How can students learn more or get involved
Even if you are not ready to invest real money yet, you can still learn about mutual funds in fun and useful ways.
Virtual stock market games: Some websites let you build a pretend portfolio with real market data.
Investment clubs: Some schools offer clubs that teach investing basics through discussions and games.
Finance apps: Many apps let you explore mutual fund options and learn how they work without investing.
Reading financial news: Keeping up with headlines helps you understand how events affect markets and funds.
Real-life example: Imagine this
Let us say you invest Rs 100 in a mutual fund that focuses on technology companies like Apple, Google, and Microsoft. Over the year, these companies grow, and the value of the fund increases by 10%. Now your Rs 100 is worth Rs 110.
At the same time, your friend keeps Rs 100 in a savings account earning 1% interest. After a year, they have Rs 101. This shows how investing, although riskier, can offer greater returns over time.
Of course, there is no guarantee the fund will always go up. Some years it may lose value. But the idea is to stay invested for the long term, so your money has time to grow.
Mutual funds are one of the easiest and smartest ways for people, even beginners, to invest in the financial markets. They offer diversification, professional management, and long-term growth potential. While they are not without risk, they are often more stable and less confusing than buying individual stocks.

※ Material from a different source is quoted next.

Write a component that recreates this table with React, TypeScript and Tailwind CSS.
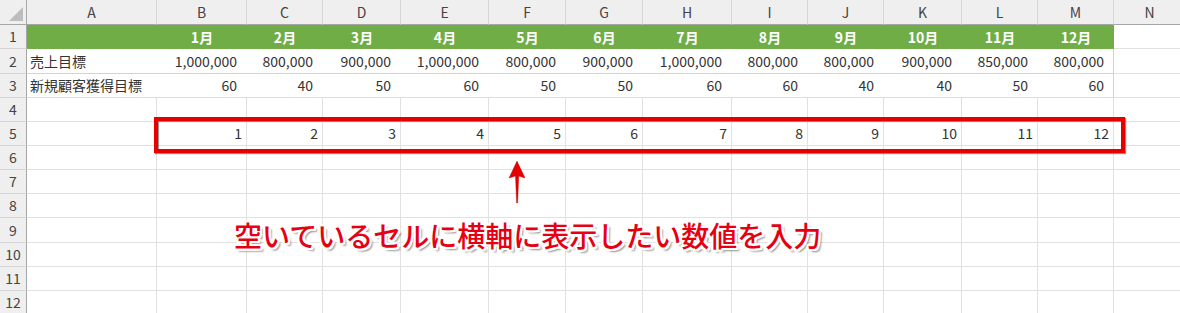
import React from "react";

const cols = ["A", "B", "C", "D", "E", "F", "G", "H", "I", "J", "K", "L", "M", "N"];
const sales = ["1,000,000", "800,000", "900,000", "1,000,000", "800,000", "900,000", "1,000,000", "800,000", "800,000", "900,000", "850,000", "800,000"];
const customers = ["60", "40", "50", "60", "50", "50", "60", "60", "40", "40", "50", "60"];

function RowHead({ n }: { n: number }) {
  return (
    <div className="flex items-center justify-center bg-[#efefef] border-r border-b border-r-[#a6a6a6] border-b-[#d6d6d6] text-[14px] text-[#444]">
      {n}
    </div>
  );
}

function GridCell({ children, align = "right" }: { children?: React.ReactNode; align?: "right" | "left" }) {
  return (
    <div
      className={
        align === "right"
          ? "flex items-center justify-end pr-[4px] border-r border-b border-[#e1e1e1] text-[14px] text-[#333] overflow-hidden"
          : "flex items-center justify-start pl-[3px] border-r border-b border-[#e1e1e1] text-[14px] text-[#333] overflow-hidden"
      }
    >
      {children}
    </div>
  );
}

export default function App() {
  return (
    <div className="relative w-[1180px] h-[313px] overflow-hidden bg-white font-['Noto_Sans_CJK_JP','Noto_Sans',sans-serif]">
      <div className="grid grid-cols-[27px_130px_90px_76px_78px_88px_77px_77px_89px_76px_76px_78px_76px_76px_72px] grid-rows-[25px_24px_25px_24px_24px_24px_24px_24px_24px_25px_24px_24px_24px]">
        {/* header row */}
        <div className="relative bg-[#efefef] border-r border-b border-[#a6a6a6]">
          <svg className="absolute left-0 top-0" width="27" height="25" viewBox="0 0 27 25">
            <polygon points="23,7 23,21 9,21" fill="#bdbdbd" />
          </svg>
        </div>
        {cols.map((c) => (
          <div
            key={c}
            className="flex items-center justify-center bg-[#efefef] border-r border-b border-r-[#d6d6d6] border-b-[#a6a6a6] text-[14px] text-[#444]"
          >
            {c}
          </div>
        ))}

        {/* row 1 */}
        <RowHead n={1} />
        <div className="bg-[#70ad47]" />
        {sales.map((_, i) => (
          <div key={i} className="flex items-center justify-center bg-[#70ad47] text-[14px] font-bold text-white">
            {i + 1}月
          </div>
        ))}
        <GridCell />

        {/* row 2 */}
        <RowHead n={2} />
        <div className="flex items-center pl-[3px] border-b border-[#c6e0b4] text-[14px] text-[#333]">売上目標</div>
        {sales.map((s, i) => (
          <div
            key={i}
            className={
              i === 11
                ? "flex items-center justify-end pr-[9px] border-b border-r border-[#c6e0b4] text-[14px] text-[#333]"
                : "flex items-center justify-end pr-[10px] border-b border-[#c6e0b4] text-[14px] text-[#333]"
            }
          >
            {s}
          </div>
        ))}
        <GridCell />

        {/* row 3 */}
        <RowHead n={3} />
        <div className="flex items-center pl-[3px] border-b border-[#dcdcdc] text-[14px] text-[#333] whitespace-nowrap">新規顧客獲得目標</div>
        {customers.map((s, i) => (
          <div
            key={i}
            className={
              i === 11
                ? "flex items-center justify-end pr-[9px] border-b border-r border-b-[#dcdcdc] border-r-[#c6e0b4] text-[14px] text-[#333]"
                : "flex items-center justify-end pr-[10px] border-b border-[#dcdcdc] text-[14px] text-[#333]"
            }
          >
            {s}
          </div>
        ))}
        <GridCell />

        {/* rows 4-12 */}
        {[4, 5, 6, 7, 8, 9, 10, 11, 12].map((r) => (
          <React.Fragment key={r}>
            <RowHead n={r} />
            <GridCell />
            {sales.map((_, i) => (
              <GridCell key={i}>{r === 5 ? i + 1 : null}</GridCell>
            ))}
            <GridCell />
          </React.Fragment>
        ))}
      </div>

      {/* red highlight box */}
      <div className="absolute left-[154px] top-[117px] w-[971px] h-[36px] border-4 border-[#e60000] shadow-[1px_1px_1px_rgba(0,0,0,0.45),inset_1px_1px_1px_rgba(0,0,0,0.45)]" />

      {/* arrow */}
      <svg className="absolute left-[508px] top-[161px]" width="20" height="44" viewBox="0 0 20 44">
        <polygon points="9,0 1,17 7.5,15 8.6,42 9.6,42 10.8,15 17,17" fill="#e60000" stroke="#b00000" strokeWidth="0.4" />
      </svg>

      {/* annotation text */}
      <div className="absolute left-[234px] top-[221px] text-[28px] leading-none font-medium text-[#e60012] whitespace-nowrap [text-shadow:2px_0_0_#fff,-2px_0_0_#fff,0_2px_0_#fff,0_-2px_0_#fff,2px_2px_0_#fff,-2px_-2px_0_#fff,2px_-2px_0_#fff,-2px_2px_0_#fff,3px_3px_2px_rgba(0,0,0,0.45)]">
        空いているセルに横軸に表示したい数値を入力
      </div>
    </div>
  );
}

As a student, understanding mutual funds helps build the foundation for a financially responsible future. Whether you plan to start a business, pay for college, or retire comfortably someday, knowing how mutual funds work can help you make informed choices. Investing might sound complicated, but it is really about learning how to make your money work for you, and mutual funds are one of the best tools to do just that.